= River of Earth =

1940 novel by James Still

First edition (publ. Viking Press)

River of Earth is a novel, published in 1940, by the Appalachian author James Still.

==Plot synopsis==

The book focuses on three years in the life of an Appalachian family as told from the viewpoint of a young boy. The boy watches as his parents are pulled between their meager but independent life as farmers, and the uncertain promise of prosperity offered by the mining camps in Appalachia.

==Publication==

The book was published in 1940, within a year of The Grapes of Wrath, and by the same publisher.
The cabin that appears on the cover of the newest edition was located in Knott County, Kentucky, where Still lived for about 50 years.

== Reception ==
Many issues arise from a discussion of the differences and similarities between River of Earth and Grapes of Wrath.
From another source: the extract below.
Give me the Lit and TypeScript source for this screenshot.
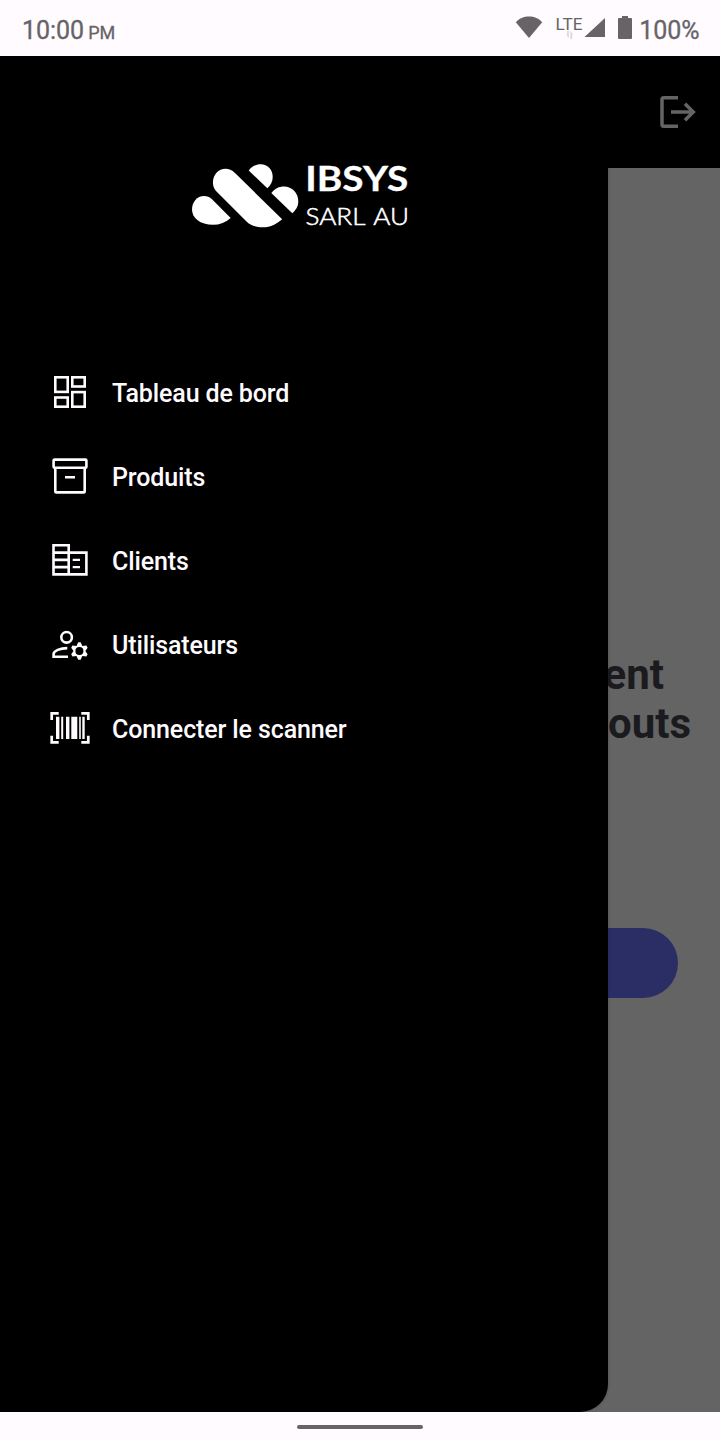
import { LitElement, html, svg, css } from "lit";
import { customElement } from "lit/decorators.js";

const menu = [
  {
    label: "Tableau de bord",
    icon: svg`<g fill="none" stroke="currentColor" stroke-width="2.6">
      <rect x="5.3" y="5.3" width="12.4" height="14.6"/><rect x="22.3" y="5.3" width="12.4" height="9.2"/>
      <rect x="5.3" y="25.5" width="12.4" height="9.2"/><rect x="22.3" y="20.1" width="12.4" height="14.6"/></g>`,
  },
  {
    label: "Produits",
    icon: svg`<g fill="none" stroke="currentColor" stroke-width="2.6">
      <rect x="3.6" y="3.6" width="32.8" height="8.2" rx="1"/>
      <path d="M5.3 12v23.4q0 1 1 1h27.4q1 0 1-1V12M15 21.2h10"/></g>`,
  },
  {
    label: "Clients",
    icon: svg`<g fill="none" stroke="currentColor" stroke-width="2.6">
      <path d="M3.5 5.3h15.2v29.1H3.5zM18.7 12.6h17.7v21.8H18.7M3.5 12.6h15.2M3.5 19.9h15.2M3.5 27.1h15.2"/>
      <path stroke-width="2.3" d="M22.7 19.9h7.3M22.7 27.1h7.3"/></g>`,
  },
  {
    label: "Utilisateurs",
    icon: svg`<g fill="none" stroke="currentColor" stroke-width="2.6">
      <circle cx="16.6" cy="13.3" r="5.3"/>
      <path d="M17.3 24.1C10 24.1 3.6 27 3.6 30v2.7H18"/></g>
      <path fill="currentColor" fill-rule="evenodd" transform="translate(29.4 27)"
        d="M-1.2-8.8h2.4L2.95-5.1 6.95-5.52 8.21-3.28 5.9 0 8.21 3.28 6.95 5.52 2.95 5.1 1.2 8.8h-2.4L-2.95 5.1-6.95 5.52-8.21 3.28-5.9 0-8.21-3.28-6.95-5.52-2.95-5.1zM-4 0a4 4 0 1 0 8 0a4 4 0 1 0-8 0z"/>`,
  },
  {
    label: "Connecter le scanner",
    icon: svg`<path fill="none" stroke="currentColor" stroke-width="2.7" d="M1.7 12V5.3h7M31.3 5.3h7V12M38.3 27.7v6.7h-7M8.7 34.4h-7v-6.7"/>
      <path fill="currentColor" d="M6 8.7h3.4V31H6zM11.2 8.7h2V31h-2zM16 8.7h3.4V31H16zM21.3 8.7h6V31h-6zM29.2 8.7h1.6V31h-1.6zM32.3 8.7h2.4V31h-2.4z"/>`,
  },
];

@customElement("app-root")
export class AppRoot extends LitElement {
  static styles = css`
    :host {
      display: flex;
      flex-direction: column;
      height: 1440px;
      width: 720px;
      overflow: hidden;
      font-family: Roboto, "Liberation Sans", sans-serif;
      background: #fffbff;
    }
    svg { display: block; flex: none; }
    .status {
      height: 56px;
      flex: none;
      box-sizing: border-box;
      padding: 4px 20.4px 0 21.9px;
      display: flex;
      align-items: center;
      justify-content: space-between;
      color: #666467;
      font-size: 25px;
      -webkit-text-stroke: 0.3px #666467;
    }
    .clock { display: flex; align-items: baseline; gap: 4px; }
    .clock small { font-size: 18px; }
    .indicators { display: flex; align-items: center; }
    .signals { margin-top: -9px; }
    .percent { margin-left: 6.5px; }
    .stage { position: relative; flex: 1; display: flex; flex-direction: column; background: #646464; overflow: hidden; }
    .bar {
      height: 112px;
      background: #000;
      display: flex;
      align-items: center;
      justify-content: flex-end;
      box-sizing: border-box;
      padding-right: 22px;
      color: #646464;
    }
    .page { padding: 482px 29px 0 0; display: flex; flex-direction: column; align-items: flex-end; }
    .title { margin: 0; font-size: 42px; line-height: 49px; font-weight: 700; color: #1b1b1f; display: flex; flex-direction: column; align-items: flex-end; }
    .first { padding-right: 27px; }
    .action { margin: 180px 13px 0 0; width: 636px; height: 70px; border-radius: 35px; background: #2a2e65; }
    .drawer {
      position: absolute;
      inset: 0 auto 0 0;
      width: 608px;
      box-sizing: border-box;
      padding-top: 94px;
      border-radius: 0 0 28px 0;
      background: #000;
      color: #fffbff;
      box-shadow: 0 0 3px rgba(0, 0, 0, 0.25);
      display: flex;
      flex-direction: column;
    }
    .logo { margin-left: 188px; overflow: visible; }
    .logo text { font-family: Lato, "Open Sans", sans-serif; }
    .menu { list-style: none; margin: 0; padding: 108px 0 0 50px; }
    .item { height: 84px; display: flex; align-items: center; gap: 22px; font-size: 25px; font-weight: 500; letter-spacing: -0.12px; }
    .label { padding-top: 3px; white-space: nowrap; }
    .gesture { height: 28px; flex: none; display: flex; align-items: center; justify-content: center; }
    .pill { width: 126px; height: 4px; border-radius: 2px; background: #666467; margin-top: 2px; }
  `;

  render() {
    return html`
      <header class="status">
        <div class="clock"><span>10:00</span><small>PM</small></div>
        <div class="indicators">
          <svg class="signals" width="118" height="30" viewBox="515 11 118 30" fill="currentColor">
            <path d="M515.8 22.3C522 14.5 536 14.5 542.2 22.3L529 38z"/>
            <text x="555.6" y="30" font-size="17" textLength="27" lengthAdjust="spacingAndGlyphs">LTE</text>
            <path opacity=".25" d="M567.2 31h1.6v7l-2.6-3.4h1zM570.5 39V31l2.6 3.4h-1V39z"/>
            <path d="M605 18v19h-20.5zM622 16h6v2h3q1 0 1 1v19q0 1-1 1h-12q-1 0-1-1V19q0-1 1-1h3z"/>
          </svg>
          <span class="percent">100%</span>
        </div>
      </header>
      <main class="stage">
        <div class="bar">
          <svg width="40" height="40" viewBox="0 0 40 40" fill="none" stroke="currentColor" stroke-width="3.5">
            <path d="M20 5.7H5.8Q4 5.7 4 7.5v25q0 1.8 1.8 1.8H20M13 20h22M27 11.7l8.3 8.3-8.3 8.3"/>
          </svg>
        </div>
        <section class="page">
          <h1 class="title"><span class="first">ent</span><span>outs</span></h1>
          <div class="action"></div>
        </section>
        <aside class="drawer">
          <svg class="logo" width="232" height="92" viewBox="188 150 232 92" fill="#fff">
            <path d="M230.7 217.9Q223 224.7 213 224.7C200 224.7 192 218 192 209.5C192 202 197 196 204 196Q208.5 196 212 199.3z"/>
            <path d="M216.5 191.5C211 186 212.5 177 216.5 172.8C221 168 229 167 235 173L282.2 219.3C274 226 269 227.3 263 227.3C255 227.3 250 225 246.5 221.5z"/>
            <path d="M248.7 170.5C252 166.3 256 164.3 260.5 164.3C268 164.3 272.7 170 272.7 177Q272.7 183.5 267.3 188.2z"/>
            <path d="M271.3 193C275 188.5 279 186.5 284 186.5C292 186.5 298.3 193 298.3 201.5Q298.3 208 292.3 213.2z"/>
            <text x="305.3" y="191.3" font-size="34.5" font-weight="700" stroke="#fff" stroke-width=".3" textLength="103" lengthAdjust="spacingAndGlyphs">IBSYS</text>
            <text x="305.5" y="224.7" font-size="22.5" font-weight="300" stroke="#fff" stroke-width=".5" word-spacing="2" textLength="103.5" lengthAdjust="spacingAndGlyphs">SARL AU</text>
          </svg>
          <ul class="menu">
            ${menu.map(
              (m) => html`<li class="item">
                <svg width="40" height="40" viewBox="0 0 40 40">${m.icon}</svg>
                <span class="label">${m.label}</span>
              </li>`
            )}
          </ul>
        </aside>
      </main>
      <footer class="gesture"><div class="pill"></div></footer>
    `;
  }
}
Critic Dean Cadle notes that these are the only books chronicling the demoralizing Depression years; Steinbeck's novel about the dust bowl/1929 crash/depression era, while Still is writing about traumas that span the existence of mountain people in America. Similarly, Ted Olson suggests the work relies on the theme of working-class families vs. socio-economic political systems. Douglas Reichert Powell claims that national epics are about the inevitability of displacement and nomadism. "Place" is then reduced to being stopped, giving up, or resting; while River of Earth is concerned with (even) the “possibility of place”.